Bitches! I don't find out if I've got this job for real until Monday - at the earliest! I wanted to START on Monday! I need money! I got $100 out of the work experience, which was good... but I need more! More I tell you!

Wednesday, February 05, 2003

*The funniest thing I've seen in ages*
If that link doesn't work, or has expired, I've uploaded a copy of it here. Definately worth a read!

Work was pretty good today, I got some praise from J for good typing, which was very encouraging especially after J was the one I was intimidated by!
I'm always so tired when I get home, though. It's a real effort not to crash on the bed and snooze for a couple of hours.

I got an electricity bill today, which I've been dreading, but it was a lot less than I was expecting so in a way I'm pleasantly surprised! Still, I called the electricity company as soon as I got home and arranged a payment plan of $40 a fortnight which gives me two whole months! I love payment plans! I still have a phone bill to pay, I believe, that's about $35 which is $32 more than I have! It'll have to wait. I so hope I get this job for real. I need the money!

Tuesday, February 04, 2003

I think I'm too easily intimidated. I've just got to stand up to these lawyers, tell them the truth, and ask them to do a couple of simple things to make life easier for me!

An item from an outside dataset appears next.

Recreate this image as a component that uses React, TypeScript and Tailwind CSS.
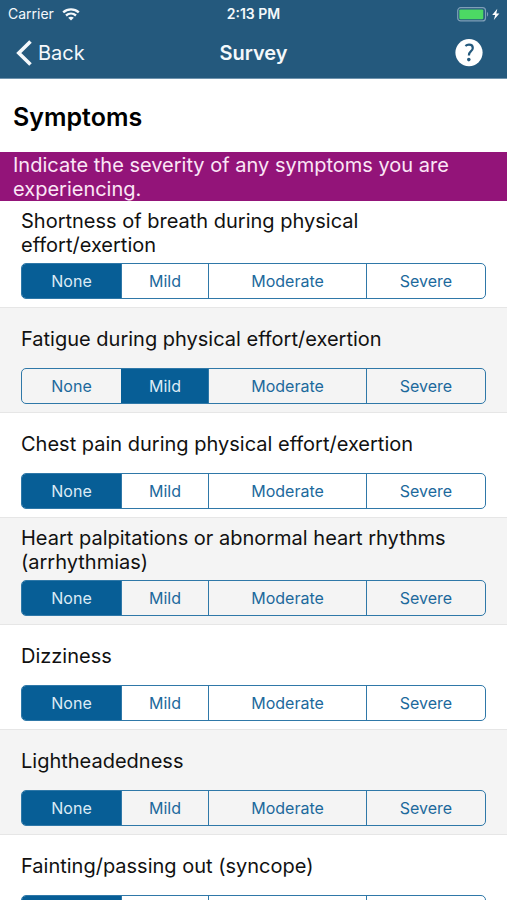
import { useState } from "react";

type Severity = "None" | "Mild" | "Moderate" | "Severe";

const LEVELS: Severity[] = ["None", "Mild", "Moderate", "Severe"];

const SYMPTOMS: { id: string; title: string; initial: Severity }[] = [
  { id: "breath", title: "Shortness of breath during physical effort/exertion", initial: "None" },
  { id: "fatigue", title: "Fatigue during physical effort/exertion", initial: "Mild" },
  { id: "chest", title: "Chest pain during physical effort/exertion", initial: "None" },
  { id: "heart", title: "Heart palpitations or abnormal heart rhythms (arrhythmias)", initial: "None" },
  { id: "dizziness", title: "Dizziness", initial: "None" },
  { id: "lightheaded", title: "Lightheadedness", initial: "None" },
  { id: "fainting", title: "Fainting/passing out (syncope)", initial: "None" },
];

function WifiIcon() {
  return (
    <svg className="h-[13px] w-[18px]" viewBox="0 0 18 13" fill="none" stroke="currentColor" strokeWidth="2.4" aria-hidden="true">
      <path d="M1.2 4.4C5.6.4 12.4.4 16.8 4.4" />
      <path d="M4 7.5c2.9-2.5 7.1-2.5 10 0" />
      <path d="M6.2 9.8c1.6-1.3 4-1.3 5.6 0L9 12.4z" fill="currentColor" stroke="none" />
    </svg>
  );
}

function BatteryIcon() {
  return (
    <svg className="h-[15px] w-[44px]" viewBox="0 0 44 15" aria-hidden="true">
      <rect x="0.7" y="0.7" width="27.8" height="13.2" rx="3" fill="none" stroke="#7f9fb8" strokeWidth="1.2" />
      <rect x="2.3" y="2.4" width="24" height="9.8" rx="1.2" fill="#4cd964" />
      <path d="M30 5c1.5.6 1.5 4 0 4.6z" fill="#7f9fb8" />
      <path d="M40.3 1.8 35.2 8h3l-1.4 5 5.6-6.6h-3.1z" fill="#fff" />
    </svg>
  );
}

function StatusBar() {
  return (
    <div className="grid h-7 grid-cols-[1fr_auto_1fr] items-center px-[6px] text-[14px] leading-5">
      <div className="flex items-center gap-2 pl-[2px]">
        <span>Carrier</span>
        <WifiIcon />
      </div>
      <span className="font-semibold">2:13 PM</span>
      <div className="flex justify-end">
        <BatteryIcon />
      </div>
    </div>
  );
}

function NavBar() {
  return (
    <nav className="grid h-[50px] grid-cols-[1fr_auto_1fr] items-center px-4">
      <button type="button" className="flex items-center gap-[6px] justify-self-start text-[20px] leading-6">
        <svg className="h-[26px] w-4" viewBox="0 0 16 26" fill="none" stroke="currentColor" strokeWidth="3.6" aria-hidden="true">
          <path d="M14.5 1.5 2.8 13l11.7 11.5" />
        </svg>
        Back
      </button>
      <h1 className="text-[20px] font-semibold leading-6">Survey</h1>
      <button type="button" aria-label="Help" className="justify-self-end px-2">
        <svg className="size-7" viewBox="0 0 28 28" aria-hidden="true">
          <circle cx="14" cy="13.6" r="13.6" fill="#fff" />
          <path
            d="M10.4 7c1-.9 2.2-1.3 3.6-1.3 2.3 0 3.8 1.3 3.8 3.2 0 1.5-.8 2.4-2 3.4-1.3 1.1-1.9 1.9-1.9 4.1"
            fill="none"
            stroke="#24597d"
            strokeWidth="2.2"
          />
          <circle cx="13.8" cy="20.6" r="1.8" fill="#24597d" />
        </svg>
      </button>
    </nav>
  );
}

function SymptomRow({ id, title, initial }: { id: string; title: string; initial: Severity }) {
  const [value, setValue] = useState<Severity>(initial);
  return (
    <li className="border-b border-[#e6e6e6] px-[21px] pb-2 odd:bg-white even:bg-[#f4f4f4]">
      <div className="flex min-h-[60px] items-center pb-[6px] pt-2">
        <h3 id={id} className="text-[20px] leading-6 text-[#111111]">
          {title}
        </h3>
      </div>
      <div
        role="radiogroup"
        aria-labelledby={id}
        className="grid h-9 grid-cols-[99fr_87fr_158fr_119fr] overflow-hidden rounded-[5px] border border-[#2f78a8]"
      >
        {LEVELS.map((level) => (
          <label
            key={level}
            className="relative flex cursor-pointer items-center justify-center border-l border-[#2f78a8] text-[16px] leading-5 text-[#1c699c] first:border-l-0 has-checked:border-[#075e96] has-checked:bg-[#075e96] has-checked:text-[#dcebf5]"
          >
            <input
              type="radio"
              name={id}
              value={level}
              checked={value === level}
              onChange={() => setValue(level)}
              className="sr-only"
            />
            {level}
          </label>
        ))}
      </div>
    </li>
  );
}

export default function App() {
  return (
    <div className="flex h-screen flex-col overflow-hidden bg-white font-['Inter','Liberation_Sans',sans-serif]">
      <header className="shrink-0 border-b border-[#6f93ad] bg-[#24597d] text-[#f4f8fb]">
        <StatusBar />
        <NavBar />
      </header>
      <main className="min-h-0 flex-1 overflow-y-auto [scrollbar-width:none]">
        <h2 className="px-[13px] pb-[19px] pt-[22px] text-[25px] font-semibold leading-8 text-black">Symptoms</h2>
        <p className="bg-[#931479] px-[13px] pt-px text-[20px] leading-6 text-[#fbe6f6]">
          Indicate the severity of any symptoms you are experiencing.
        </p>
        <ul>
          {SYMPTOMS.map((symptom) => (
            <SymptomRow key={symptom.id} {...symptom} />
          ))}
        </ul>
      </main>
    </div>
  );
}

For instance, spelling things out on the dictaphone, so I don't have to listen over and over to the same muffled sound and make a rather uninspired guess! K spells things out, speaks clearly, and at the end of her dictation she records "Thanks Stacy" which is very nice! J on the other hand, doesn't speak clearly and doesn't spell anything out, which makes it hard as hell to type from her tapes! So far they're the only ones I've typed stuff up like that for, so I can't say about the rest of them. I imagine G would be nice like K, but SV (as opposed to SE) might be a bit too busy to have time for that sort of thing. SE is a very nice woman, but perhaps a tad scatterbrained? She may not think of it, but I'm sure she'd be very apologetic if I made any complaints to her!

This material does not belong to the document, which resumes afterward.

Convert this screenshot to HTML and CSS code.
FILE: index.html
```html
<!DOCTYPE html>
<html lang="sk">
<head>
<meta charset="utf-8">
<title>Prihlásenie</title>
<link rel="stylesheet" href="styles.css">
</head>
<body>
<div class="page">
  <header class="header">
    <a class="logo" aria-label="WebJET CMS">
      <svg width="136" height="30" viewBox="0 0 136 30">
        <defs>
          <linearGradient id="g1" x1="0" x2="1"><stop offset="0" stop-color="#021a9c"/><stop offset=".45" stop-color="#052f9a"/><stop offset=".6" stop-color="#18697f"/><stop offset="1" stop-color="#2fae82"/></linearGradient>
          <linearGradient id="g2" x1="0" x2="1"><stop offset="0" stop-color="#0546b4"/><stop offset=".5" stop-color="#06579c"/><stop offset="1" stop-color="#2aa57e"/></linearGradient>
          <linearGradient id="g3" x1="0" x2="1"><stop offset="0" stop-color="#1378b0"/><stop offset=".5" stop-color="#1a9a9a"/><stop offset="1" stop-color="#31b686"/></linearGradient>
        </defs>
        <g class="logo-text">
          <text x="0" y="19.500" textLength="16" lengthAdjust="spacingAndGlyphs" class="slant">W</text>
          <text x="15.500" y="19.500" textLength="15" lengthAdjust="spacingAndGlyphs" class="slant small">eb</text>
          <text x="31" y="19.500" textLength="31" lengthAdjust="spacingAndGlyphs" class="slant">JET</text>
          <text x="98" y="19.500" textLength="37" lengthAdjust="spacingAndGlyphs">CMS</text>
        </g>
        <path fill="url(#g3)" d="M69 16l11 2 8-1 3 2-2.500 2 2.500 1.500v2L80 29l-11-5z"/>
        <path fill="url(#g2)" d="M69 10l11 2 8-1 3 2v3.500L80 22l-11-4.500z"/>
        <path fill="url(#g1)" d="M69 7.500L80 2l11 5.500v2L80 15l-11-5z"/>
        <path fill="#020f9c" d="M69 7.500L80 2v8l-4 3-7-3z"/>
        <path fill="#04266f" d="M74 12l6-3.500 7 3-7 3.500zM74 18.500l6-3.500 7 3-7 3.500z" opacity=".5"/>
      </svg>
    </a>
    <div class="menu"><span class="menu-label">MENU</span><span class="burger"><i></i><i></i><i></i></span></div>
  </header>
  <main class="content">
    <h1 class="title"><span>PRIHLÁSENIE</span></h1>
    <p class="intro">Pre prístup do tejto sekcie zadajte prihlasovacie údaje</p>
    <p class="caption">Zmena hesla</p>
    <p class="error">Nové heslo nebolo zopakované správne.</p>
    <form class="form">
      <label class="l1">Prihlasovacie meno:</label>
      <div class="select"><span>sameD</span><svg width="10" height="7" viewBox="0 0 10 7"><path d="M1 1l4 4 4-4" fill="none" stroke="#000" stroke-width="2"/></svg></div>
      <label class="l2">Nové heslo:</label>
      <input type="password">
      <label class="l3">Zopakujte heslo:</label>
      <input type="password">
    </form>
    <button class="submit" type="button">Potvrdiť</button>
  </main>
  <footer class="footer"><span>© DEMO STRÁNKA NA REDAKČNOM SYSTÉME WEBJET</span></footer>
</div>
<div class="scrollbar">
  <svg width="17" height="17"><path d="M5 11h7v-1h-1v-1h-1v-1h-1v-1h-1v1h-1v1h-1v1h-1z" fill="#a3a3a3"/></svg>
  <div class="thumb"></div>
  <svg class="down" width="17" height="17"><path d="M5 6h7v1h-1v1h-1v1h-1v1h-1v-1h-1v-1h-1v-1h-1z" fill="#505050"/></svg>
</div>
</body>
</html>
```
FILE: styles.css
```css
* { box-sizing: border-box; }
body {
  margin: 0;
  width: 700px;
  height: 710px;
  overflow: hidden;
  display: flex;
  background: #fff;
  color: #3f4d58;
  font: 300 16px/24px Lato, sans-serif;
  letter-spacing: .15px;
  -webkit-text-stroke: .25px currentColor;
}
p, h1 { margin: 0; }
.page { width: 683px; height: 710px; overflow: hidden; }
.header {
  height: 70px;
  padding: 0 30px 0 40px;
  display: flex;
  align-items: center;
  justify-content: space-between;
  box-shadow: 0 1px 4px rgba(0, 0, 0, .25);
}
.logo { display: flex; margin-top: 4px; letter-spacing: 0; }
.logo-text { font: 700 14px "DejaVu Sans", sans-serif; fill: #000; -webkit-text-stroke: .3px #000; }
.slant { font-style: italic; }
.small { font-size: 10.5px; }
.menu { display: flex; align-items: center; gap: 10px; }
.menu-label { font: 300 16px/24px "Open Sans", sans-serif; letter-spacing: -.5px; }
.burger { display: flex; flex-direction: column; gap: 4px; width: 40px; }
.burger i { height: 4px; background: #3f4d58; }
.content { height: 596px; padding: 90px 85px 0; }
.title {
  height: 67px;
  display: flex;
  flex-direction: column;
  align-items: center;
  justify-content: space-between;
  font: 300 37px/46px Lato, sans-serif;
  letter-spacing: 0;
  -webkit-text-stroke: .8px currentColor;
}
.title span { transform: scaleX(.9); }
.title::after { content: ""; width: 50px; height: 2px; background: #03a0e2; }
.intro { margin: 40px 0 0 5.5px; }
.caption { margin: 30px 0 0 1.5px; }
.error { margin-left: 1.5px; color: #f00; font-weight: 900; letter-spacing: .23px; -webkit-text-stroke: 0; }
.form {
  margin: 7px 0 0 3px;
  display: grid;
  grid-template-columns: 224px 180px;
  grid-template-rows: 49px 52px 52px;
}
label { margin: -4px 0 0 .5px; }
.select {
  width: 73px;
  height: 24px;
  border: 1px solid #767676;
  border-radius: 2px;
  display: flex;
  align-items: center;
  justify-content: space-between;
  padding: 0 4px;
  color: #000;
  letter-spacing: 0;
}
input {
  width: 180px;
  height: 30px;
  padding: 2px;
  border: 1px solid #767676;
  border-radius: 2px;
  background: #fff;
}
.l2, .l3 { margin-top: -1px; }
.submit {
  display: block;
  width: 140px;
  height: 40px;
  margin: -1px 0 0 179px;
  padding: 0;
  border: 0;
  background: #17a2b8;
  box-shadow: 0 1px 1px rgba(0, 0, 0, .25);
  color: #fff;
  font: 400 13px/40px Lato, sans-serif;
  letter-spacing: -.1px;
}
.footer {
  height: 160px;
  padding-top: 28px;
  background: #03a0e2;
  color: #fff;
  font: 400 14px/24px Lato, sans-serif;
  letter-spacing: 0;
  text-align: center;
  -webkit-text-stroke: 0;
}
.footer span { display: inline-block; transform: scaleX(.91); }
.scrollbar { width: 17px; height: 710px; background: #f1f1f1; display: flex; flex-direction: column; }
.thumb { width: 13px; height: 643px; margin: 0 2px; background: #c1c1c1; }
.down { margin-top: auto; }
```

Enough initials yet? I just don't want to mention anybody by name. Especially not if I say bad things about them!

Anyway, this morning was a little bit slow, but I had J's typing this afternoon so that kept me a bit busy.

G heard me on the phone a couple of times this morning, and hung around giving small but helpful critisisms. Critisism is a negative word. While she was telling me what I'd done wrong, she told me in a nice way, intending only to help, I'm sure.

Anyway, enough crap.

*goes to collapse on bed*

Monday, February 03, 2003

Start of the second week. This getting-up-early thing really sucks. It was a novelty the first few days, now it's a nuisance! Ah well, hopefully soon it will become just the way things are. It was nice to have a couple of sleep-ins on the weekend.

Anyway, I should go and have a shower, and do all that before-work stuff. By the way, I know Uncle Pat will be reading this, because he told me he reads it every day... hi Pat! If I have a chance I'll take a peek at The Observation Deck from work.

Sunday, February 02, 2003

We went and had a look at a place to live yesterday in Mitcham. Looks pretty nice, and we're applying for it. The main problem is that I have to give 28 days notice before leaving here. I might end up paying rent on two different places for a week or two. It's a pain, but it also may mean that we can stretch out the moving process instead of doing it all in one weekend.

Saturday, February 01, 2003

*gasp* I didn't write anything yesterday! Shame on me! I guess I was a bit tired, also Dave and I watched Romeo and Juliet, and I did my dishes. Wow, domesticism! Did I just make up a word? No idea. We might be going to see Bowling for Columbine tonight, too. Dave's paying, of course, as I have about $40 to my name, and I don't know when I'll be getting more money. Can't wait till I have money of my own, an income from work!